I meet Debra, who lost her job of 16 years last January. She’s also lost her house and car, and had to move in with her parents. She’s 42 and has three kids. She’s signed up with more than ten temp agencies already, goes on five to six interviews per week, but hasn’t got a call back. I wonder if she’s sending out the wrong kind of thank you card.
I talk to Wei, a seven months pregnant Chinese woman, whose husband’s company wants to transfer him back to China. They don’t mind going, but with her about to give birth to their first child, it’s not a good time. They’re here on his L-1 visa and hoping to find a new job that will let them stay here a little bit longer, until they can make the move more comfortably.

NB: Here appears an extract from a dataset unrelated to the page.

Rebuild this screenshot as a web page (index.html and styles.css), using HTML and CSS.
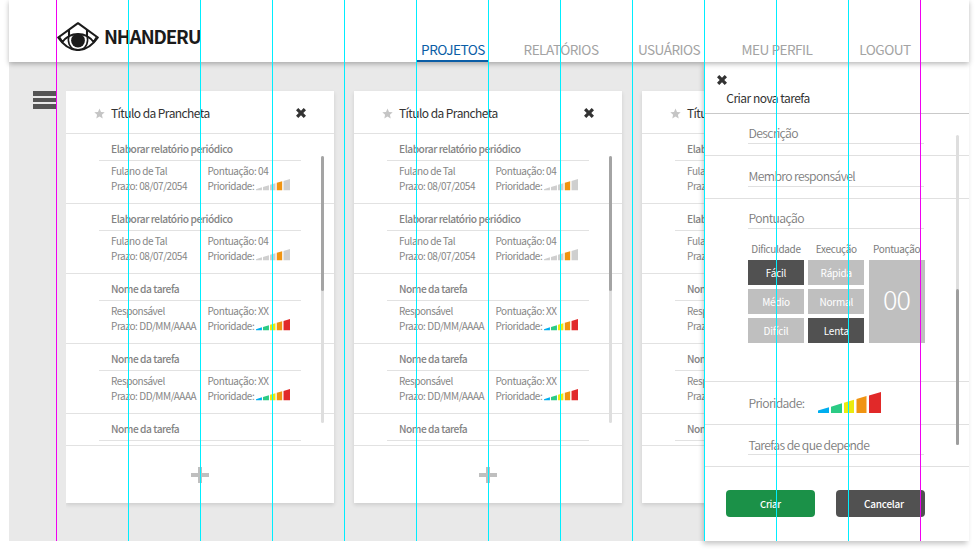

I meet many more people with similar stories—cooks, engineers, graphic designers, EEG techs—and a slew of hiring managers who are thrilled to shake my hand and assure me everything’s going to be fine. The whole thing strikes me as a masturbatory exercise in cheap feel goodism, but then I take a look around at the hordes of people and all the literature they’re exchanging and realize what’s really going on. Think about it—the folders, the displays, the schwagge, the catering, the a/v installations, the promotion—this whole job fair must have put hundreds of copy writers, designers, printers, collators, greeters and administrators to work. Even the recruiters and head-hunters on the other sides of the booths might have been sitting at their desks twiddling their thumbs and brainstorming ways to justify their continued employment if they didn’t have this fair to come to today. They are not here helping the unemployed find work, rather, the unemployed are here to give the recruiters something to put on their own timesheets!
On the way out I’m handed a business card by a short Asian man wearing cargo shorts and Wayfarers who reminds me of Frank Chu or that mobster from The Hangover. I ask him what it’s for but he says he doesn’t know, he just gets paid to hand them out. It’s for a website called kookoo.ws, so I check it out when I get home. It’s for a pyramid direct-marketing scheme. His honesty is refreshing.